— WRITTEN INSTRUCTION —
Skip the pictures. Transcribe the rest of the data below without changing a word.

— DATA SEGMENT —
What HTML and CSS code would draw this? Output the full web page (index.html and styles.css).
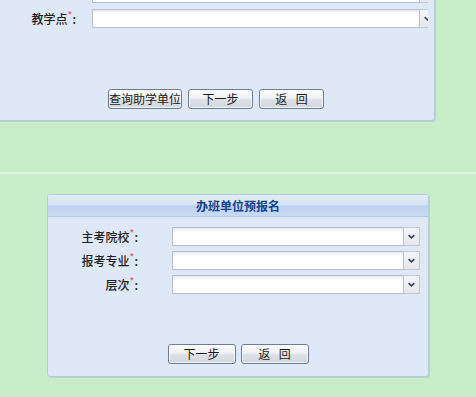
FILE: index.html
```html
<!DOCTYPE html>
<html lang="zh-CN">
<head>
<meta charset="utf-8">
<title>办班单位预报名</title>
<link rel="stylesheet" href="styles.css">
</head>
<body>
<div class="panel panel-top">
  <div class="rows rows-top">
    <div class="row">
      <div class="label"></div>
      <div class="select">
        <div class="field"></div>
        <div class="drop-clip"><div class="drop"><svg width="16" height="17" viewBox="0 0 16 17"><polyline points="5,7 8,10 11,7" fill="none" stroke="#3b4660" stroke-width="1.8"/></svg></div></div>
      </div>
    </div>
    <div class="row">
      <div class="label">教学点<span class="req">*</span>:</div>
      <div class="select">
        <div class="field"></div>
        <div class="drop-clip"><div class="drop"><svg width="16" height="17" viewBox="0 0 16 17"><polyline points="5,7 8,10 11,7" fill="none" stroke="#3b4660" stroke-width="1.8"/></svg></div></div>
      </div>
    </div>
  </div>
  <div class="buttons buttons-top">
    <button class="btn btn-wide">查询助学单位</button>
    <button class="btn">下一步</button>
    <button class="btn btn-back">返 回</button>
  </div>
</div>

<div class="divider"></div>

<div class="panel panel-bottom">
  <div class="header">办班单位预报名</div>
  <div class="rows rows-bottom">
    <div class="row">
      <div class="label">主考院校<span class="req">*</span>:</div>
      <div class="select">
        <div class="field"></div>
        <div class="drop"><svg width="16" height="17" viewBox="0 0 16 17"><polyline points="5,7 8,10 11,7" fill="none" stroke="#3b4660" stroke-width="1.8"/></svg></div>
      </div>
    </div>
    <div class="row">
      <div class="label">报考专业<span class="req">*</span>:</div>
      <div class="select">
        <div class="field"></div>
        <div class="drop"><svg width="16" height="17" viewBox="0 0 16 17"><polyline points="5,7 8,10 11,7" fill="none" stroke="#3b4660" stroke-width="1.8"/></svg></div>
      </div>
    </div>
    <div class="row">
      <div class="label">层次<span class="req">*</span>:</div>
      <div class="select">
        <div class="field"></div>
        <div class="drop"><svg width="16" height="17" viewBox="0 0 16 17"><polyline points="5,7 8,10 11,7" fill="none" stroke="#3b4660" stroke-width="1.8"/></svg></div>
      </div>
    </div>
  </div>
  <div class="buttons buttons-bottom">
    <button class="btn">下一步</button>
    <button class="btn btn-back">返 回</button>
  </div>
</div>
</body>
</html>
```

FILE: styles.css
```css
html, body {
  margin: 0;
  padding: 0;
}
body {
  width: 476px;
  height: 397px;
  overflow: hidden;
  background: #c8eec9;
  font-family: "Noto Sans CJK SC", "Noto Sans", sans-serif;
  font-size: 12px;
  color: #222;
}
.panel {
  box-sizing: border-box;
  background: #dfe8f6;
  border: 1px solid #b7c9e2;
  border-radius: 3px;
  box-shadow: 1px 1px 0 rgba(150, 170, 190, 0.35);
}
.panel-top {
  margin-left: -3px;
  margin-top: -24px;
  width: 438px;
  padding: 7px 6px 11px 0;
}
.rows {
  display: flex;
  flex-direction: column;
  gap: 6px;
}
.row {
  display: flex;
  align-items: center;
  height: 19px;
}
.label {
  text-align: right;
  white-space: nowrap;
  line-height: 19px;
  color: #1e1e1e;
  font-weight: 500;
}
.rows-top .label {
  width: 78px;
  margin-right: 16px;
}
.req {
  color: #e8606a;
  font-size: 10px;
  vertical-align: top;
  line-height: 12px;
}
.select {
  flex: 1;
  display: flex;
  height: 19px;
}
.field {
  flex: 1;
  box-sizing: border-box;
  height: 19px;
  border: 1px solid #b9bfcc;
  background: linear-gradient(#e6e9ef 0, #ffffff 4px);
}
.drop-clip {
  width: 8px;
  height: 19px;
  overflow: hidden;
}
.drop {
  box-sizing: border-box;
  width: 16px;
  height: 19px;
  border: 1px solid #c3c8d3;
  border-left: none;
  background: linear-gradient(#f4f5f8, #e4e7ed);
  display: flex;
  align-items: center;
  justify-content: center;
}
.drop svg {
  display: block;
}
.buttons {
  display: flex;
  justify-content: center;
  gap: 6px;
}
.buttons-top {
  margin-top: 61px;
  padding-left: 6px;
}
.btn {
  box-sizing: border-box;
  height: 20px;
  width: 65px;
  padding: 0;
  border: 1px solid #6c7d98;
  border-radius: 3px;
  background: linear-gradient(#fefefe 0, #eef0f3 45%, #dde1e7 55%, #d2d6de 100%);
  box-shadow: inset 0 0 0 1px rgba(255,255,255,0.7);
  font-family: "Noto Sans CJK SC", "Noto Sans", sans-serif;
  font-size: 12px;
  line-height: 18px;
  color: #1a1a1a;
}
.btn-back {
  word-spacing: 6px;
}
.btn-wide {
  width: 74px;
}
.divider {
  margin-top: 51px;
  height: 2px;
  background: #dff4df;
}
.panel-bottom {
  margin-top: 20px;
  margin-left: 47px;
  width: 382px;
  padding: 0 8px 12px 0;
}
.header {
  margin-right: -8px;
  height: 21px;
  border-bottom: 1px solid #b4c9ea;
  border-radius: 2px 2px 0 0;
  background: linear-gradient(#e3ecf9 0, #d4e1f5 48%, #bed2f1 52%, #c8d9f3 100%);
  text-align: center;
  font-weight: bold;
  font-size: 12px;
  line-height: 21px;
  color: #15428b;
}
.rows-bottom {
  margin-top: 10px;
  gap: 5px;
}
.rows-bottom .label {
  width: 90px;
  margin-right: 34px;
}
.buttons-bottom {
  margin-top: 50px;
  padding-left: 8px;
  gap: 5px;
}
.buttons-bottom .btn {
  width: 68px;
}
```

— TASK OUTPUT —
What HTML and CSS code would draw this? Output the full web page (index.html and styles.css).
FILE: index.html
```html
<!DOCTYPE html>
<html lang="zh-CN">
<head>
<meta charset="utf-8">
<title>办班单位预报名</title>
<link rel="stylesheet" href="styles.css">
</head>
<body>
<div class="panel panel-top">
  <div class="rows rows-top">
    <div class="row">
      <div class="label"></div>
      <div class="select">
        <div class="field"></div>
        <div class="drop-clip"><div class="drop"><svg width="16" height="17" viewBox="0 0 16 17"><polyline points="5,7 8,10 11,7" fill="none" stroke="#3b4660" stroke-width="1.8"/></svg></div></div>
      </div>
    </div>
    <div class="row">
      <div class="label">教学点<span class="req">*</span>:</div>
      <div class="select">
        <div class="field"></div>
        <div class="drop-clip"><div class="drop"><svg width="16" height="17" viewBox="0 0 16 17"><polyline points="5,7 8,10 11,7" fill="none" stroke="#3b4660" stroke-width="1.8"/></svg></div></div>
      </div>
    </div>
  </div>
  <div class="buttons buttons-top">
    <button class="btn btn-wide">查询助学单位</button>
    <button class="btn">下一步</button>
    <button class="btn btn-back">返 回</button>
  </div>
</div>

<div class="divider"></div>

<div class="panel panel-bottom">
  <div class="header">办班单位预报名</div>
  <div class="rows rows-bottom">
    <div class="row">
      <div class="label">主考院校<span class="req">*</span>:</div>
      <div class="select">
        <div class="field"></div>
        <div class="drop"><svg width="16" height="17" viewBox="0 0 16 17"><polyline points="5,7 8,10 11,7" fill="none" stroke="#3b4660" stroke-width="1.8"/></svg></div>
      </div>
    </div>
    <div class="row">
      <div class="label">报考专业<span class="req">*</span>:</div>
      <div class="select">
        <div class="field"></div>
        <div class="drop"><svg width="16" height="17" viewBox="0 0 16 17"><polyline points="5,7 8,10 11,7" fill="none" stroke="#3b4660" stroke-width="1.8"/></svg></div>
      </div>
    </div>
    <div class="row">
      <div class="label">层次<span class="req">*</span>:</div>
      <div class="select">
        <div class="field"></div>
        <div class="drop"><svg width="16" height="17" viewBox="0 0 16 17"><polyline points="5,7 8,10 11,7" fill="none" stroke="#3b4660" stroke-width="1.8"/></svg></div>
      </div>
    </div>
  </div>
  <div class="buttons buttons-bottom">
    <button class="btn">下一步</button>
    <button class="btn btn-back">返 回</button>
  </div>
</div>
</body>
</html>
```

FILE: styles.css
```css
html, body {
  margin: 0;
  padding: 0;
}
body {
  width: 476px;
  height: 397px;
  overflow: hidden;
  background: #c8eec9;
  font-family: "Noto Sans CJK SC", "Noto Sans", sans-serif;
  font-size: 12px;
  color: #222;
}
.panel {
  box-sizing: border-box;
  background: #dfe8f6;
  border: 1px solid #b7c9e2;
  border-radius: 3px;
  box-shadow: 1px 1px 0 rgba(150, 170, 190, 0.35);
}
.panel-top {
  margin-left: -3px;
  margin-top: -24px;
  width: 438px;
  padding: 7px 6px 11px 0;
}
.rows {
  display: flex;
  flex-direction: column;
  gap: 6px;
}
.row {
  display: flex;
  align-items: center;
  height: 19px;
}
.label {
  text-align: right;
  white-space: nowrap;
  line-height: 19px;
  color: #1e1e1e;
  font-weight: 500;
}
.rows-top .label {
  width: 78px;
  margin-right: 16px;
}
.req {
  color: #e8606a;
  font-size: 10px;
  vertical-align: top;
  line-height: 12px;
}
.select {
  flex: 1;
  display: flex;
  height: 19px;
}
.field {
  flex: 1;
  box-sizing: border-box;
  height: 19px;
  border: 1px solid #b9bfcc;
  background: linear-gradient(#e6e9ef 0, #ffffff 4px);
}
.drop-clip {
  width: 8px;
  height: 19px;
  overflow: hidden;
}
.drop {
  box-sizing: border-box;
  width: 16px;
  height: 19px;
  border: 1px solid #c3c8d3;
  border-left: none;
  background: linear-gradient(#f4f5f8, #e4e7ed);
  display: flex;
  align-items: center;
  justify-content: center;
}
.drop svg {
  display: block;
}
.buttons {
  display: flex;
  justify-content: center;
  gap: 6px;
}
.buttons-top {
  margin-top: 61px;
  padding-left: 6px;
}
.btn {
  box-sizing: border-box;
  height: 20px;
  width: 65px;
  padding: 0;
  border: 1px solid #6c7d98;
  border-radius: 3px;
  background: linear-gradient(#fefefe 0, #eef0f3 45%, #dde1e7 55%, #d2d6de 100%);
  box-shadow: inset 0 0 0 1px rgba(255,255,255,0.7);
  font-family: "Noto Sans CJK SC", "Noto Sans", sans-serif;
  font-size: 12px;
  line-height: 18px;
  color: #1a1a1a;
}
.btn-back {
  word-spacing: 6px;
}
.btn-wide {
  width: 74px;
}
.divider {
  margin-top: 51px;
  height: 2px;
  background: #dff4df;
}
.panel-bottom {
  margin-top: 20px;
  margin-left: 47px;
  width: 382px;
  padding: 0 8px 12px 0;
}
.header {
  margin-right: -8px;
  height: 21px;
  border-bottom: 1px solid #b4c9ea;
  border-radius: 2px 2px 0 0;
  background: linear-gradient(#e3ecf9 0, #d4e1f5 48%, #bed2f1 52%, #c8d9f3 100%);
  text-align: center;
  font-weight: bold;
  font-size: 12px;
  line-height: 21px;
  color: #15428b;
}
.rows-bottom {
  margin-top: 10px;
  gap: 5px;
}
.rows-bottom .label {
  width: 90px;
  margin-right: 34px;
}
.buttons-bottom {
  margin-top: 50px;
  padding-left: 8px;
  gap: 5px;
}
.buttons-bottom .btn {
  width: 68px;
}
```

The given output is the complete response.